There is no dispute before us that conditions (i) and (iii) are satisfied in this case, namely, the execution case was pending at the time of transfer and that the Mun-sif, Panposh was a Court subordinate to the District Judge of Sundergarh. The only question which requires examination in view of the contentions advanced is whether the Court of the Subordinate Judge of Rourkela is one competent to try it. It was pointed out by a Division Bench of the Andhra Pradesh High Court in the case of Dronavajjula Vidyamba v. Vallabhajosyula Lakshmi Venkayamma, AIR 1958 Andh Pra 218 that where the proceeding had been instituted in the Court of the lowest grade competent to try it and it was transferred under Section 24 to a Court of higher grade, Section 15 of the Civil P. C. was not available to be relied upon to raise an objection in the matter of the Court of higher grade entertaining the suit. A Full Bench of the Madras High Court in the case of P, Madhavan Unni v. M. Jayapandia Nadar, AIR 1973 Mad 2 (FB), dealing with the phrase 'competent to try' occurring in Section 24(1) of the Code, held fat p. 6):--
'.....To hold that it is necessary that the Court to which the case is transferred must have territorial jurisdiction would make it impossible for a High Court to transfer a case pending in the Court of a District Judge to that of the District Judge of another district, for these District Judges would not have concurrent territorial jurisdiction. The section would, therefore, be nullified if the interpretation put upon it in the case of Ramdas v. Habibullah, 136 Ind Cas 384 : (AIR 1933 AH 178 (1)), were to be accepted. In order not to render the section useless, I am constrained to hold that the word competent must be taken to refer to pecuniary jurisdiction only.'
Though a decision to the contrary was cited before me in the case of Hakim Mohammed All v. Bhanwari Bai, AIR 1981' Raj 176, I am inclined to accept the view indicated by the Full Bench of the Madras High Court, namely 'competent to try' under Section 24 of the Civil p. C. refers to pecuniary jurisdiction and not territorial jurisdiction.
5. Section 15 of the Orissa House Rent Control Act after making the order of eviction a decree by a deeming provision fixes the Court where execution has to be levied. The use of the words 'shall be executable...... in the Court of the Munsif within the local limits of whose jurisdiction the house is situate' has no other effect than indicating the executing Court. Once the execution case is filed in that Court and the proceeding commences in the prescribed manner, it becomes a pending civil proceeding to which the Code of Civil Procedure applies and in view of what has Been stated above, it must follow that the District Judge has power to exercise jurisdiction under Section 24 of the Civil P. C. The objection of the judgment-debt or that the District Judge would have no jurisdiction to transfer the execution proceeding is without any force and has been rightly rejected.

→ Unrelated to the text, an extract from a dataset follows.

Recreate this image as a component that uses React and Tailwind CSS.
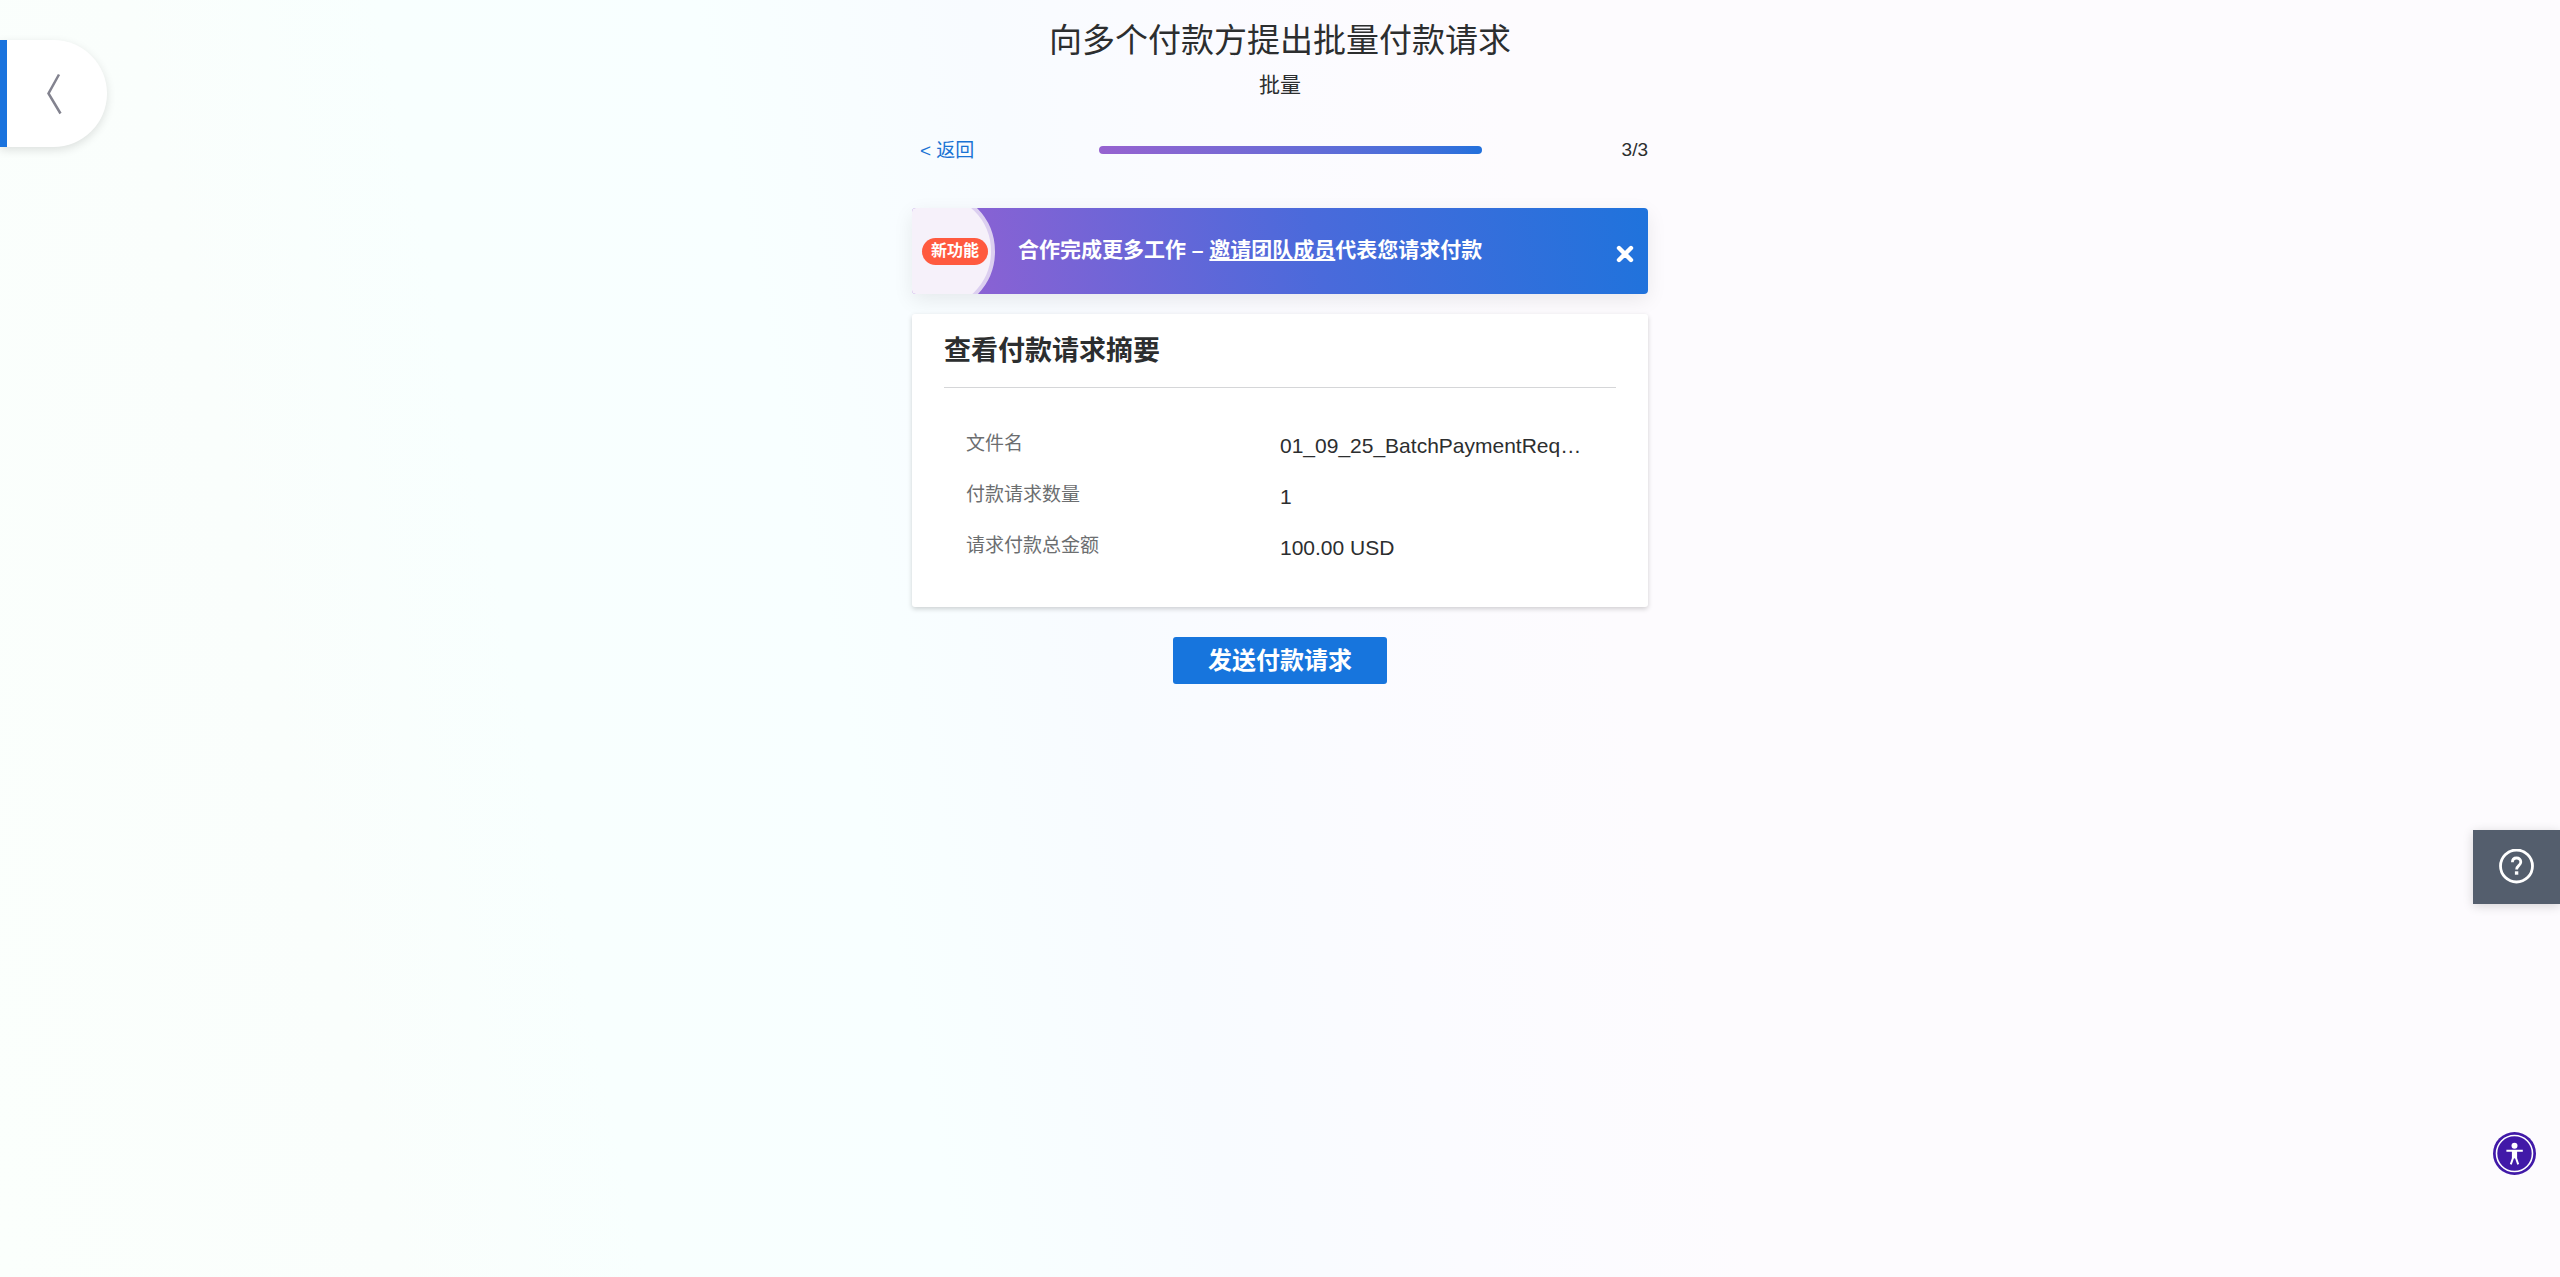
const SUMMARY = [
  { label: '文件名', value: '01_09_25_BatchPaymentReq…' },
  { label: '付款请求数量', value: '1' },
  { label: '请求付款总金额', value: '100.00 USD' },
];

function BackTab() {
  return (
    <button
      type="button"
      aria-label="返回"
      className="absolute top-10 left-0 flex h-[107px] w-[107px] items-center rounded-r-full border-l-7 border-[#1a73de] bg-white pl-10 shadow-[0_3px_10px_rgba(0,0,0,0.12)]"
    >
      <svg viewBox="0 0 16 42" className="h-[42px] w-4" fill="none" stroke="#83838f" strokeWidth="2.5">
        <path d="M12 1.5 1.5 20.5 13.5 40.5" />
      </svg>
    </button>
  );
}

function Progress() {
  return (
    <div className="mt-8 flex h-9 items-center">
      <div className="w-[187px] pt-0.5 pl-2">
        <a href="#back" className="text-[19px] text-[#1a73d4]">
          &lt; 返回
        </a>
      </div>
      <div className="h-2 flex-1 rounded-full bg-linear-to-r from-[#9662d0] to-[#2170dc]" />
      <span className="w-[166px] text-right text-[19px]">3/3</span>
    </div>
  );
}

function Banner() {
  return (
    <div className="relative mt-10 flex h-[86px] items-center overflow-hidden rounded-[4px] bg-[linear-gradient(80deg,#9660d2_0%,#4a6adb_55%,#1f73dc_100%)] pr-3 pl-2.5 text-white">
      <div className="absolute -top-[18px] -left-10 size-[123px] rounded-full border-4 border-[#dccff0] bg-[#f6f1fa]" />
      <span className="relative flex h-[27px] w-[66px] items-center justify-center rounded-full bg-[#ff5a3f] text-base font-bold">
        新功能
      </span>
      <p className="ml-[30px] flex-1 pb-0.5 text-[21px] font-bold">
        合作完成更多工作 – <a href="#invite" className="underline">邀请团队成员</a>代表您请求付款
      </p>
      <button type="button" aria-label="关闭" className="mt-1.5 p-0.5">
        <svg viewBox="0 0 18 18" className="size-[18px]" stroke="#fff" strokeWidth="4.4" strokeLinecap="round">
          <path d="M3 3 15 15M15 3 3 15" />
        </svg>
      </button>
    </div>
  );
}

function SummaryCard() {
  return (
    <section className="mt-5 rounded-[3px] bg-white px-8 pb-[34px] shadow-[0_2px_5px_rgba(0,0,0,0.18)]">
      <h2 className="border-b border-[#d5d6d8] pt-[17px] pb-4 text-[27px] leading-10 font-bold">
        查看付款请求摘要
      </h2>
      <dl className="mt-8 px-[22px]">
        {SUMMARY.map((row) => (
          <div key={row.label} className="flex h-[51px] items-center">
            <dt className="w-1/2 pb-0.5 text-[19px] text-[#6c6e70]">{row.label}</dt>
            <dd className="w-1/2 truncate text-[21px]">{row.value}</dd>
          </div>
        ))}
      </dl>
    </section>
  );
}

export default function App() {
  return (
    <div className="relative min-h-screen bg-[linear-gradient(78deg,#fbfffc_0%,#fafefc_14%,#f8fffe_23%,#f8ffff_34%,#f8fbff_44%,#fbfbff_52%,#fdfbfe_62%,#fdfbfe_100%)] font-['Liberation_Sans','Noto_Sans_CJK_SC',sans-serif] text-[#2c2e2f]">
      <BackTab />

      <main className="mx-auto w-full max-w-[736px] pt-[17px]">
        <header className="text-center">
          <h1 className="text-[33px] leading-12">向多个付款方提出批量付款请求</h1>
          <p className="mt-1 text-[21px] leading-[31px]">批量</p>
        </header>
        <Progress />
        <div className="rounded-[4px] shadow-[0_6px_20px_rgba(0,0,0,0.08)]">
          <Banner />
        </div>
        <SummaryCard />
        <div className="mt-[30px] flex justify-center">
          <button
            type="button"
            className="h-[47px] w-[214px] rounded-[3px] bg-[#1775dd] text-2xl font-bold text-white"
          >
            发送付款请求
          </button>
        </div>
      </main>

      <button
        type="button"
        aria-label="帮助"
        className="absolute top-[830px] right-0 flex h-[74px] w-[87px] items-center justify-center bg-[#545e6d] shadow-[0_2px_10px_rgba(0,0,0,0.16)]"
      >
        <svg viewBox="0 0 36 36" className="size-9" fill="none" stroke="#fff" strokeWidth="2.8">
          <circle cx="17.5" cy="17" r="16" />
          <path d="M13.4 13.2c0-2.6 1.8-4.2 4.2-4.2s4.2 1.6 4.2 4c0 3.6-4.2 3.6-4.2 7.4" />
          <path d="M15.9 24h3.4" strokeWidth="3.4" />
        </svg>
      </button>

      <button type="button" aria-label="无障碍" className="absolute top-[1132px] right-6 rounded-full">
        <svg viewBox="0 0 43 43" className="size-[43px]">
          <circle cx="21.5" cy="21.5" r="21.5" fill="#4119a8" />
          <circle cx="21.5" cy="21.5" r="18" fill="none" stroke="#fff" strokeWidth="1.6" />
          <circle cx="21.5" cy="13.8" r="3" fill="#fff" />
          <path
            d="M13.4 18.8h16.4M20 19v7l-2.2 6.4M23 19v7l2.2 6.4"
            fill="none"
            stroke="#fff"
            strokeWidth="2"
            strokeLinejoin="round"
          />
          <path d="M18.9 18.4h5.2v8h-5.2z" fill="#fff" />
        </svg>
      </button>
    </div>
  );
}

6. Counsel for the opposite party had pointed out that the order of transfer by the District Judge should have been challenged and not the order of the executing Court on the question of maintainability. As I find, this seems to be a case where the direction of transfer was before the judgment-debtor appeared. He, therefore, filed his objection in the transferee Court. In view of what I have said above on merit of the matter, this aspect does not require any independent examination.
7. The Civil Revision fails and is dismissed. There will be no order for costs.